The equally valid reality, however, is that rebuilding has been fraught with difficulties that ought to be a wake-up call for the aid community. For the time being, it is people such as Ms Flora and her bemused neighbours on the outskirts of the Acehnese capital, Banda Aceh, who are shouldering the burden of the system's shortcomings.

"If the walls are a problem now, what will happen in the future?" asks Mutaqin, a 35-year-old widow who lives in an Oxfam house across the road with her three children and a clutch of orphaned nieces and nephews.

Ms Flora and her neighbours are far from the only ones pointing to problems. In a July report, consultants working for the Tsunami Evaluation Coalition, a grouping of 40 charities and development agencies established to monitor the tsunami response, identified a "growing frustration with the speed, direction and ownership" of the reconstruction process from Aceh to Sri Lanka.

Spread across the 175-page report was a list of shortcomings ranging from co-ordination issues that, in at least one case, saw an aid agency erect houses where another had agreed to build a road, to a plethora of broken promises by international aid groups.

In his foreword to the report, former US President Bill Clinton, the UN's special tsunami envoy, described the findings as "uncomfortable reading" for an aid community more used to patting itself on the back than absorbing criticisms.

The report's authors wrote pointedly that the "generous funding" available for the tsunami response meant the "humanitarian industry" was "deprived of its customary excuse for built-in systemic shortcomings". Moreover, many of the systemic issues listed had been identified as much as a decade ago, in the aftermath of the international response to the slaughter in Rwanda.

"We can and must do better in responding to ongoing and future disaster relief and recovery challenges," Mr Clinton wrote.

In the case of Heni Flora's leaky house and those of her neighbours, Oxfam says it is reviewing what to do. But Melinda Young, the senior staff member in charge of Oxfam's Banda Aceh office during an August visit by the Financial Times, said the charity was unlikely to go back and do any repairs. "If you go back and repair that house then another person doesn't get a house," she said.

Oxfam has pledged to build more than 1,600 houses in Aceh and by last month it had completed nearly half of them - although Ms Young said building homes "is an area that we want to phase out of".

The agency is far from being the only one to have encountered problems working in Aceh.
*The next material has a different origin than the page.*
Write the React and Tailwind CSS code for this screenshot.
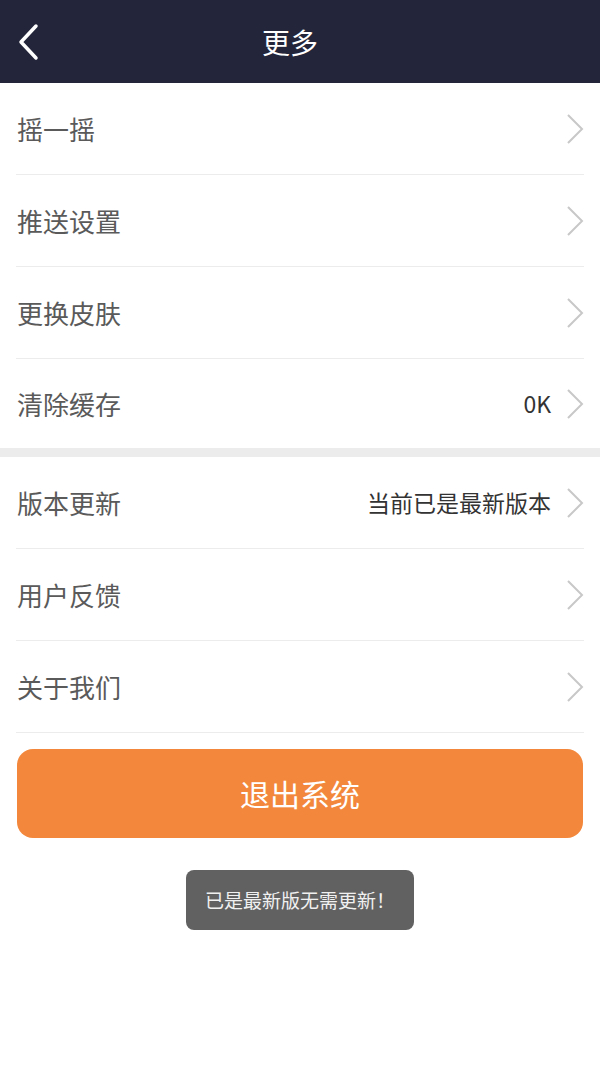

After spending more than $2m and finishing 571 homes using an Indonesian contractor, Save The Children this year fired three in-house building inspectors when it discovered big problems that meant 371 of the houses would have to be torn down.

When the International Federation of Red Cross and Red Crescent Societies unveiled a $100m plan last year to build 20,000 temporary homes, it struggled for months to find the sustainably-logged wood it needed. By August only about 13,000 had been erected and it seemed unclear whether the rest would ever be built - although Red Cross officials insisted they would.
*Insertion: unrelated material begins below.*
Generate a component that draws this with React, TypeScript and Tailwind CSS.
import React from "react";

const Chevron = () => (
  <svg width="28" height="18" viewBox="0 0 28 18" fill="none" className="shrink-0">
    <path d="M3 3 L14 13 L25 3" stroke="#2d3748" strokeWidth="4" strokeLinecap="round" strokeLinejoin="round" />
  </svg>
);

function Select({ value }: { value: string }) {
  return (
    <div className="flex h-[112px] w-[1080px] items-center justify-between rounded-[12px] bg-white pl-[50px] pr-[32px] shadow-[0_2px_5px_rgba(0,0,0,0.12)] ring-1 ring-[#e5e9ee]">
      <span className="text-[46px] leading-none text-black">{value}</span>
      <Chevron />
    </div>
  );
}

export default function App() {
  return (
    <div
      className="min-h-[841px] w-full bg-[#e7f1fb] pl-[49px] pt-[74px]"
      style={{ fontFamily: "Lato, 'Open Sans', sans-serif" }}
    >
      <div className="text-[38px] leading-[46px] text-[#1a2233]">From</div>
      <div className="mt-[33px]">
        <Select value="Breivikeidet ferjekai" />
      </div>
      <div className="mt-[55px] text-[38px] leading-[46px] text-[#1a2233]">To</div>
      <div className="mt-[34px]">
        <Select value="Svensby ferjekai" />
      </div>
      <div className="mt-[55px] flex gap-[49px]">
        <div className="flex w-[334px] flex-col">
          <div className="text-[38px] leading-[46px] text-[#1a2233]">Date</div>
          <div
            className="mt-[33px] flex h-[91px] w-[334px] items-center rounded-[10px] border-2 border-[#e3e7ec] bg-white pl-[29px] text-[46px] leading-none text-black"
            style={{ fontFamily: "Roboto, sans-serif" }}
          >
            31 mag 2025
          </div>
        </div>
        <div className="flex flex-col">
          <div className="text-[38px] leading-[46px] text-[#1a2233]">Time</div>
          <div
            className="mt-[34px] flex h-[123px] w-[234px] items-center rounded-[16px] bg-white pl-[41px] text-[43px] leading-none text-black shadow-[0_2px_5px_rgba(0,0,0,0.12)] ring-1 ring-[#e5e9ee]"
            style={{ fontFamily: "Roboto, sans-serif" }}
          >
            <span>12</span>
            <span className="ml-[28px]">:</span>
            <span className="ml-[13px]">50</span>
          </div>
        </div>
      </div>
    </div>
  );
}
The issue in Aceh is at least partly that the funds generated by the huge public response to the disaster prompted many agencies to embark on projects they had little expertise in, says Kevin Duignan, the New Zealand builder in charge of the IFRC project.

"No one had ever heard of the Red Cross construction company before. Or of the Concern construction company," he says. "Those are aid agencies!"

But even groups with significant experience in rebuilding in disaster zones say they have faced difficulties with corruption and land ownership, as well as price inflation for building materials.

The international community does not bear the responsibility for all the problems. In a September report, the World Bank warned that local governments were spending too much new-found wealth on flashy new offices and not enough on infrastructure.

The news is also not all bad. The Indonesian government's Aceh and Nias Reconstruction and Rehabilitation Agency, for example, has begun working with state-owned banks that buy up building materials in bulk before "loaning" them to contractors, resulting in less price inflation for items such as bricks and timber.

But the tsunami reconstruction is clearly replete with frustrations. For German contractor GITEC, the biggest has been a shortage of qualified labour. In the coastal village of Lamteungoh, where just 161 people out of a population of more than 1,300 before the tsunami survived, it has caused delays in the construction of houses that should have been finished last month in time for the start of Ramadan.

"We don't really care how much is spent on the houses," says Sanusi, the local village head. "What we really need is the houses to be finished for us."